A socio-cultural group in Akwa Ibom has asked a journalist in the state to reveal the source of the information in his article or be ready to face “disciplinary action”.
The Oro Union, an influential ethnic-based union in Akwa Ibom, said the journalist, Joseph Atainyang, published a report on Facebook accusing its members of receiving bribe from unnamed Akwa Ibom government officials to scuttle a planned protest by the youth against the alleged neglect of the Oro ethnic nationality in the state.
The Oro Union advocates for the economic and political interest of the Oro ethnic nationality. The journalist, Mr Atainyang, is a member of the ethnic nationality.
The union said the journalist must come forward to name the giver and receiver of the alleged bribe.
“The Oron Union President General has summoned Comrade Joseph Atainyang to make himself available in the conference Hall of the Union’s Secretariat on Wednesday 29th January, 2020 at 10 a.m. for necessary interrogation so as to vehemently substantiate his claim to the Oro people,” the group said Tuesday in a statement from its spokesperson, Asuquo Esifa.
“Failure to adhere to this call will attract a disciplinary action which shall serve as deterrent to future rumour mongers who may wish to drag the good image of Oro nation in the mud.”
PREMIUM TIMES contacted the spokesperson of the group and asked him if he did not think they went too far by summoning a journalist to appear before the union for expressing his opinion.
“He is a member of the union,” Mr Esifa said.
PREMIUM TIMES told him that the journalist said he is not a member of the union.
“Let him forget about it then. If he says he is not a member, he doesn’t owe us anything, he can go ahead and lie and write so many stupid things he likes about his people,” Mr Esifa responded.
“We have taken note of this,” he said.
“Everybody from Oro is a member by birth. If he says he is not a member of Oro Union, I will communicate this to the appropriate quarters.”
Mr Esifa said Mr Atainyang has been close to the President-General of Oro Union, Etim Ante, and meet regularly with him but did not care to call Mr Ante to verify his information before going public with it.
Mr Atainyang said he was preparing a reply to the Oro Union but that he would not honour their summon.
“I am not a registered member of Oro Union. If I attend a meeting of Oro Union, I do so as a journalist just to cover their programme,” he said.

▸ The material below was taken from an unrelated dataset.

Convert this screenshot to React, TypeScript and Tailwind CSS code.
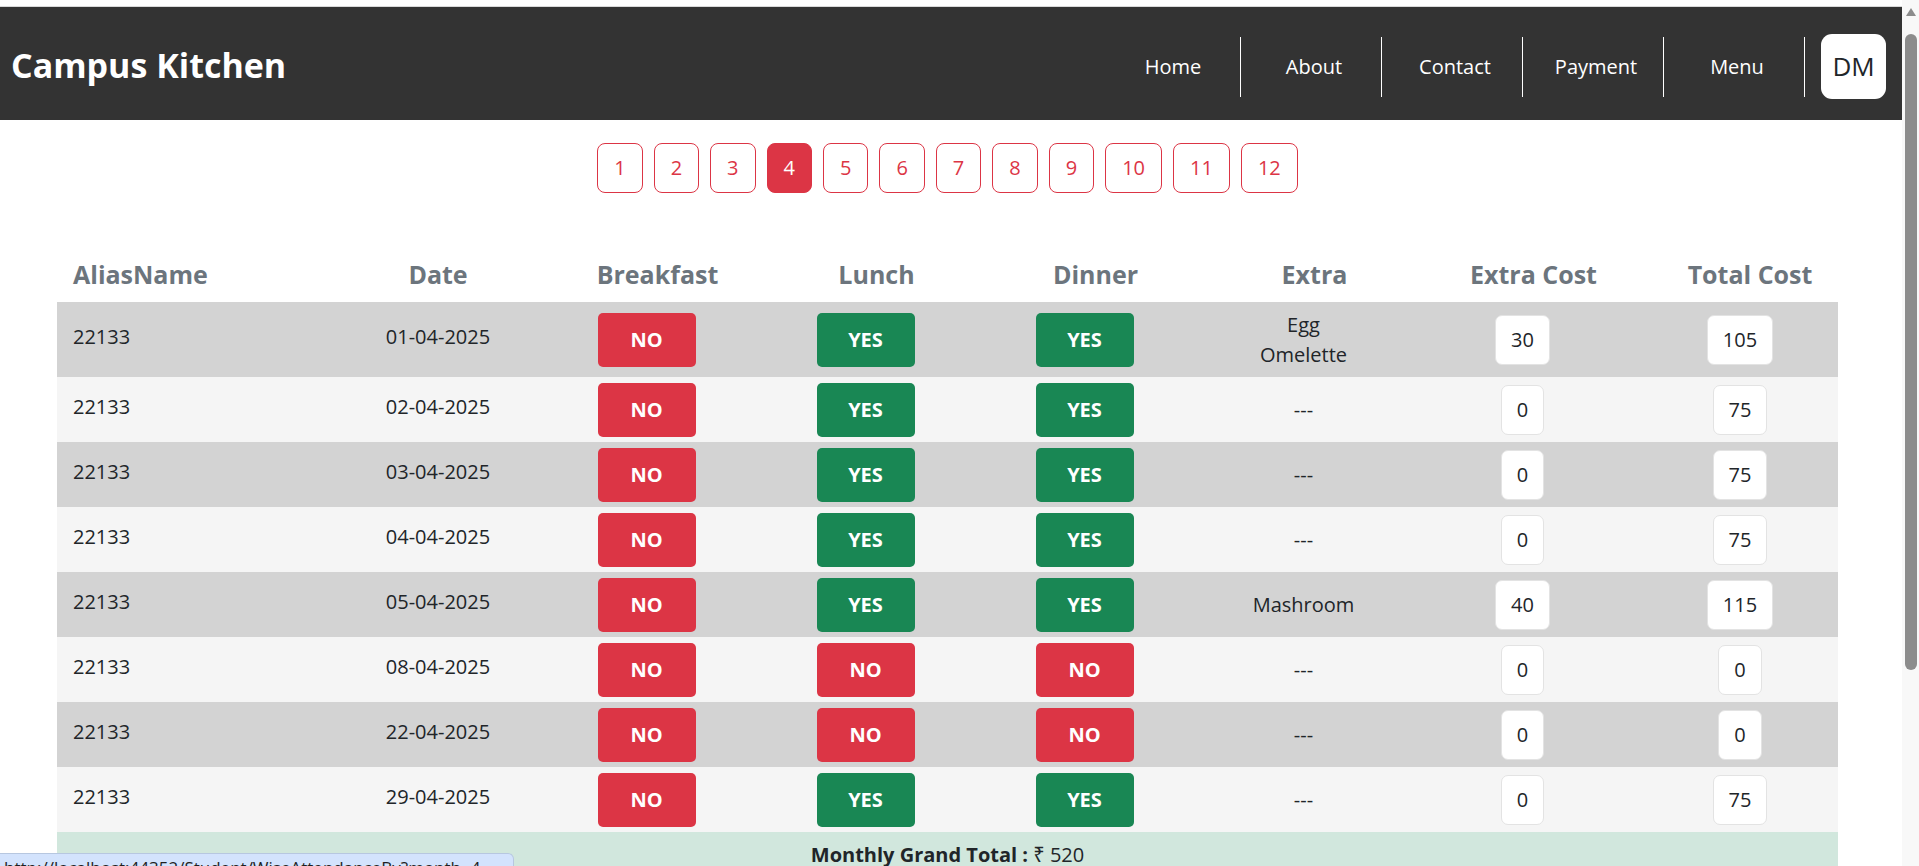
import React from 'react'

type Row = {
  date: string
  breakfast: boolean
  lunch: boolean
  dinner: boolean
  extra: string[] | null
  extraCost: number
  totalCost: number
}

const rows: Row[] = [
  { date: '01-04-2025', breakfast: false, lunch: true, dinner: true, extra: ['Egg', 'Omelette'], extraCost: 30, totalCost: 105 },
  { date: '02-04-2025', breakfast: false, lunch: true, dinner: true, extra: null, extraCost: 0, totalCost: 75 },
  { date: '03-04-2025', breakfast: false, lunch: true, dinner: true, extra: null, extraCost: 0, totalCost: 75 },
  { date: '04-04-2025', breakfast: false, lunch: true, dinner: true, extra: null, extraCost: 0, totalCost: 75 },
  { date: '05-04-2025', breakfast: false, lunch: true, dinner: true, extra: ['Mashroom'], extraCost: 40, totalCost: 115 },
  { date: '08-04-2025', breakfast: false, lunch: false, dinner: false, extra: null, extraCost: 0, totalCost: 0 },
  { date: '22-04-2025', breakfast: false, lunch: false, dinner: false, extra: null, extraCost: 0, totalCost: 0 },
  { date: '29-04-2025', breakfast: false, lunch: true, dinner: true, extra: null, extraCost: 0, totalCost: 75 },
]

const links = ['Home', 'About', 'Contact', 'Payment', 'Menu']
const pages = [1, 2, 3, 4, 5, 6, 7, 8, 9, 10, 11, 12]

function Badge({ yes }: { yes: boolean }) {
  return (
    <div
      className={
        yes
          ? 'flex h-[54px] w-[98px] items-center justify-center rounded-[5px] bg-[#198754] text-[20px] font-bold text-white'
          : 'flex h-[54px] w-[98px] items-center justify-center rounded-[5px] bg-[#dc3545] text-[20px] font-bold text-white'
      }
    >
      {yes ? 'YES' : 'NO'}
    </div>
  )
}

function CostBox({ value }: { value: number }) {
  return (
    <div className="rounded-[7px] border border-[#e3e3e3] bg-white px-[15px] py-[9px] text-[20px] leading-[30px] text-[#212529]">
      {value}
    </div>
  )
}

function App() {
  return (
    <div className="min-h-[1130px] w-[1902px] bg-white pt-[6px] font-['Open_Sans','Noto_Sans',sans-serif] text-[#212529]">
      <div className="border-t border-[#d9d9d9]">
        <nav className="flex h-[113px] items-center justify-between bg-[#333333] pl-[11px] pr-[16px]">
          <h1 className="pt-[4px] text-[34px] font-bold text-white">Campus Kitchen</h1>
          <div className="mt-[6px] flex items-center">
            <ul className="flex items-center">
              {links.map((l) => (
                <li
                  key={l}
                  className="flex h-[60px] w-[141px] items-center justify-center border-r border-white pl-[6px] text-[20px] text-white"
                >
                  {l}
                </li>
              ))}
            </ul>
            <div className="ml-[16px] flex h-[65px] w-[65px] items-center justify-center rounded-[11px] bg-white text-[26px] text-[#212529]">
              DM
            </div>
          </div>
        </nav>
      </div>

      <div className="ml-[57px] w-[1781px]">
        <div className="mt-[23px] flex justify-center gap-[11px]">
          {pages.map((p) => (
            <button
              key={p}
              className={
                p === 4
                  ? 'rounded-[8px] border border-[#dc3545] bg-[#dc3545] px-[16px] py-[9px] text-[20px] leading-[30px] text-white'
                  : 'rounded-[8px] border border-[#dc3545] bg-white px-[16px] py-[9px] text-[20px] leading-[30px] text-[#dc3545]'
              }
            >
              {p}
            </button>
          ))}
        </div>

        <div className="mt-[55px]">
          <div className="grid h-[54px] grid-cols-[282px_198px_219px_219px_219px_219px_219px_206px] items-center text-[25px] font-bold text-[#6c757d]">
            <div className="pl-[16px]">AliasName</div>
            <div className="text-center">Date</div>
            <div className="pl-[22px] text-center">Breakfast</div>
            <div className="pl-[22px] text-center">Lunch</div>
            <div className="pl-[22px] text-center">Dinner</div>
            <div className="pl-[22px] text-center">Extra</div>
            <div className="pl-[22px] text-center">Extra Cost</div>
            <div className="pl-[30px] text-center">Total Cost</div>
          </div>

          {rows.map((r, i) => (
            <div
              key={r.date}
              className={
                (i % 2 === 0 ? 'bg-[#d3d3d3] ' : 'bg-[#f5f5f5] ') +
                (i === 0 ? 'h-[75px] ' : 'h-[65px] ') +
                'grid grid-cols-[282px_198px_219px_219px_219px_219px_219px_206px] items-center text-[20px] leading-[30px]'
              }
            >
              <div className="pb-[5px] pl-[16px]">22133</div>
              <div className="pb-[5px] text-center">{r.date}</div>
              <div className="flex justify-center">
                <Badge yes={r.breakfast} />
              </div>
              <div className="flex justify-center">
                <Badge yes={r.lunch} />
              </div>
              <div className="flex justify-center">
                <Badge yes={r.dinner} />
              </div>
              <div className="text-center">
                {r.extra ? (
                  r.extra.map((e) => <div key={e}>{e}</div>)
                ) : (
                  <span>---</span>
                )}
              </div>
              <div className="flex justify-center">
                <CostBox value={r.extraCost} />
              </div>
              <div className="flex justify-center pl-[10px]">
                <CostBox value={r.totalCost} />
              </div>
            </div>
          ))}

          <div className="bg-[#d1e7dd] py-[8px] text-center text-[20px] leading-[30px]">
            <span className="font-bold">Monthly Grand Total :</span> ₹ 520
          </div>
        </div>
      </div>

      {/* status bubble */}
      <div className="fixed left-0 top-[853px] h-[30px] w-[514px] overflow-hidden whitespace-nowrap rounded-tr-[6px] border border-l-0 border-[#b7c7e0] bg-[#d3e3fd] pl-[4px] pt-[1px] text-[17px] text-[#1f1f1f]">
        http://localhost:44352/Student/WiseAttendanceBy?month=4
      </div>

      {/* scrollbar */}
      <div className="fixed right-0 top-0 h-[866px] w-[17px] bg-[#f8f8f8]">
        <div className="mx-auto mt-[8px] h-0 w-0 border-x-[5px] border-b-[8px] border-x-transparent border-b-[#8c8c8c]" />
        <div className="mx-auto mt-[18px] h-[636px] w-[12px] rounded-full bg-[#8c8c8c]" />
      </div>
    </div>
  )
}

export default App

The journalist admitted being close to Mr Ante but said his article was not about the president-general of the group.
“If it’s about the president, I would have approached him. The information I had, had nothing to do with the president, the only thing is that the president is one of the people who went to the place (the venue of the meeting where the alleged bribe was given).
“To the best of my knowledge, the information I published is correct,” he said.

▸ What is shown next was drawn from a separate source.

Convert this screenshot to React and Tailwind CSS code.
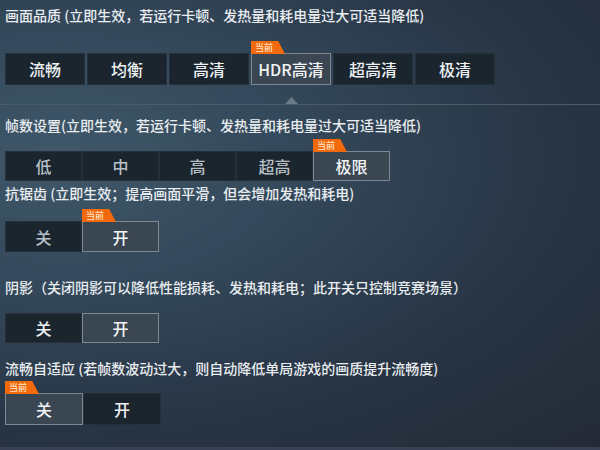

David Augustine, a journalist and a lawyer in Uyo, said what was happening between Mr Atainyang and the Oro Union is “subtle censorship”.
“This one, they are just using the ethnic origin of the journalist to blackmail him into acquiescence.
“But the journalist owes his community, even his family, a duty to ensure that whatever is hidden is brought to the fore,” said Mr Augustine who publishes Uyo-based Weekly Insight newspaper.
“The resort to intimidation is unfortunate. As a journalist, you owe the society, and not where you come from. The society looks up to you to reshape society.
“For me, the Oro Union has no reason to summon a journalist to come and tell them the source of a story. Any person that has been infringed in any way should resort to court, they don’t have that powers to ask a journalist to come that they are going to sanction him because of the story he wrote,” he said.